ガールズケイリン若手期待の松井優佳が苦しんだ「卒記クイーン」のプレッシャー「3着以内に入って当たり前の感じが大変でした」

  • 加藤康博●文 text by Kato Yasuhiro

2023年にデビューした松井優佳。若手期待の選手 photo by Yasuda Kenji2023年にデビューした松井優佳。若手期待の選手 photo by Yasuda Kenjiこの記事に関連する写真を見る

【卒業記念レースクイーンとして注目】

 松井優佳は現在のガールズケイリンで、注目すべき若手のひとりだ。2023年3月に行なわれた日本競輪選手養成所第124期生の卒業記念レースで史上7人目となる完全優勝を果たしてプロ入りした逸材で、ルーキーイヤーは優勝こそできなかったが、多くのレースで上位に食い込み、ファンの期待を集める存在となった。

「中学生で自転車を始め、ずっと世代ごとの大会で上位で戦ってこられましたが、今はすごい選手ばかりで、もっと頑張らなければいけないとレースのたびに感じています。もうすぐデビューして1年が経ちますが、正直、まだまだだなぁというのが今の気持ちで、優勝するにはものすごい努力が必要だと実感しました」

 目立つことはあまり好きではないと自分の性格を口にする松井。
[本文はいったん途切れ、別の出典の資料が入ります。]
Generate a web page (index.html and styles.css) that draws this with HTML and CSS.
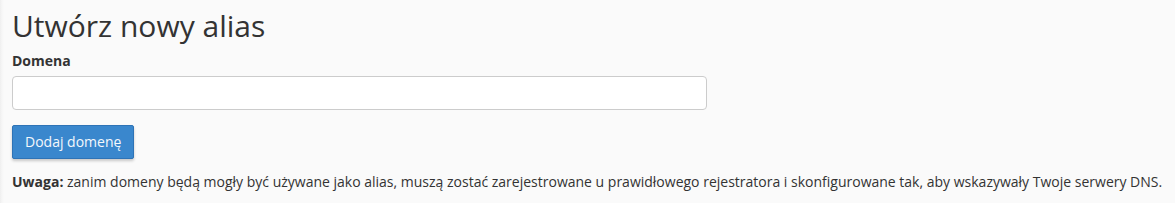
FILE: index.html
```html
<!DOCTYPE html>
<html lang="pl">
<head>
<meta charset="utf-8">
<link rel="stylesheet" href="styles.css">
</head>
<body>
<div class="page">
  <h1 class="title">Utwórz nowy alias</h1>
  <form class="form">
    <label class="label" for="domain">Domena</label>
    <input class="input" id="domain" type="text">
    <button class="btn" type="button">Dodaj domenę</button>
  </form>
  <p class="note"><strong>Uwaga:</strong> zanim domeny będą mogły być używane jako alias, muszą zostać zarejestrowane u prawidłowego rejestratora i skonfigurowane tak, aby wskazywały Twoje serwery DNS.</p>
</div>
</body>
</html>
```
FILE: styles.css
```css
html, body {
  margin: 0;
  padding: 0;
  height: 100%;
}
body {
  background: #fafafa;
  font-family: "Open Sans", "DejaVu Sans", sans-serif;
  color: #333;
}
.page {
  height: 100%;
  box-sizing: border-box;
  padding: 6px 12px 0 12px;
  background: linear-gradient(to right, #efefef 0, #f6f6f6 2px, #fafafa 4px);
}
.title {
  margin: 0;
  font-size: 30px;
  font-weight: 400;
  line-height: 40px;
  color: #333;
}
.form {
  display: flex;
  flex-direction: column;
  align-items: flex-start;
}
.label {
  margin-top: 5px;
  font-size: 14px;
  font-weight: 700;
  line-height: 20px;
}
.input {
  margin-top: 5px;
  width: 695px;
  height: 34px;
  box-sizing: border-box;
  border: 1px solid #ccc;
  border-radius: 4px;
  background: #fff;
  font-family: inherit;
  font-size: 14px;
  padding: 6px 12px;
}
.btn {
  margin-top: 15px;
  height: 34px;
  padding: 0 12px;
  box-sizing: border-box;
  border: 1px solid #2e73b6;
  border-radius: 2px;
  background: #3a87cd;
  color: #f4f8fc;
  font-family: inherit;
  font-size: 14px;
  line-height: 20px;
  box-shadow: 0 2px 3px rgba(0,0,0,0.2);
}
.note {
  margin: 13px 0 0 0;
  font-size: 14px;
  line-height: 20px;
  color: #333;
}
.note strong {
  font-weight: 700;
}
```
だが卒業記念レースのインパクトが強かったこともあり、"期待のルーキー"として注目され続け、この1年はプレッシャーを感じる場面が多かった。

「卒業記念レースは優勝を狙っていましたが、まさか本当にできるとは思っていなかったんです。その優勝の印象が強いのか、自分の場合は、3着以内に入って当たり前、という感じになり、大変でした。今はその事実を受け入れ、頑張るしかないと思っています」

 表情を引き締めながらそう話す。

【高校1年からジュニアナショナルチーム入り】

 常に日の当たる道を歩んできたエリートだ。中学生から自転車競技を始め、高校は地元、大阪を離れて、名門、鹿児島県立南大隅高校に進学。1年でジュニアのナショナルチームに選出されると、その年のアジア選手権のジュニアチームスプリント、ジュニア500mタイムトライアル、ジュニア団体追抜の3種目で銀メダルを獲得している。2年、3年時ではUCIジュニア世界選手権にも出場した。